In essence, her conclusion is founded upon a speculation that the writings of Mark and Luke were originally in Aramaic and were translated at a later time into Greek. In Aramaic, the preposition for "for" is more loose in meaning than the Greek preposition used in Acts 2:38 and Mark 1:4. The problem is that the argument is without foundation. Just because there is a "for" in Aramaic that has broader meaning, it does not change the fact that the Greek holds a tighter meaning; a fact that the author is forced to admit. Eis in Greek is always forward looking. The odd thing is that the Greek language does contain a "for" that is looser in meaning, it is the word gar. If a looser meaning was truly called for in these verses, why then was it not used?

But what about the claim that Mark and Luke's works were originally written in Aramaic? Consider that each of the gospel accounts had a target audience. Matthew was directed to the Jews, Mark to the Romans, and Luke to the Greeks. Why would Mark write in a language that the Romans could not understand? (For example, Paul addressed a crowd in Hebrew (Acts 21:40), but the Roman commander on the scene did not understand what Paul said (Acts 22:24). Luke clearly addresses both Luke and Acts to a Greek (Luke 1:3; Acts 1:1). The books make note of when the speakers switched into Hebrew (Acts 21:40; 22:2; 26:14), such would not be necessary if the original writing was in Hebrew or the closely related language of Aramaic. Both Matthew and Mark translate Hebrew or Aramaic phrases into Greek for the readers, indicating that Hebrew and Aramaic were not the original languages of these writings (for example: Matthew 27:46; Mark 15:34).

Despite all of this, the author does come to the right conclusion: remission of sins comes as a result of repentance. The problem is that she skips the coordinating action of baptism. Acts 2:38 states that remission of sins comes as a result of both repentance and baptism. In fact, buried in one of her footnotes is a quote from Holladay's A Concise Hebrew and Aramaic Lexicon which does explain the facts correctly. "It simply means that this immersion does not take place without repentance, which in turn takes place with a view to the forgiveness of sins." In other words, repentance leads to baptism, which in turn leads to forgiveness of sins. Unfortunately, Holladay and the author press beyond what the Greek states to insist that an Aramaic translation would allow forgiveness of sins to precede baptism but not repentance.

Finally, take note that the author is pleased that her understanding of salvation makes the Bible consistent with the writings of Josephus.
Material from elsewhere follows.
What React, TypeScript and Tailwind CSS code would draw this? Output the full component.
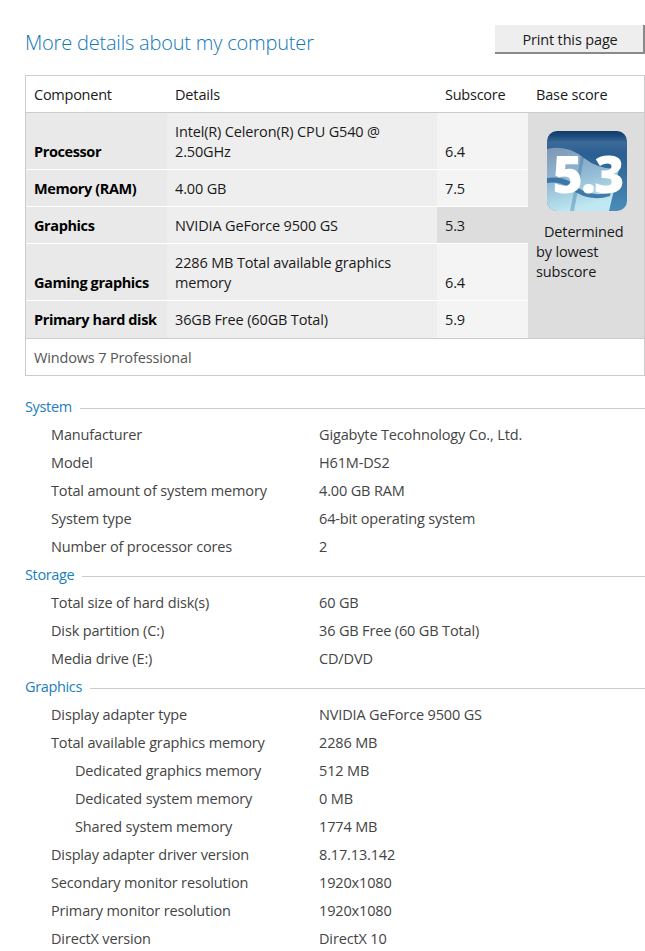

Josephus was an ancient Jewish historian. He was not inspired of God, nor was he a Christian, yet this author feels that it is necessary to mold the Bible after Josephus. Once again she proves her lack of respect for the writings of God.

Once again, another attempt to remove baptism from God's scheme of redemption fails to make any head way. "Corresponding to that, baptism now saves you -- not the removal of dirt from the flesh, but an appeal to God for a good conscience -- through the resurrection of Jesus Christ" (I Peter 3:21).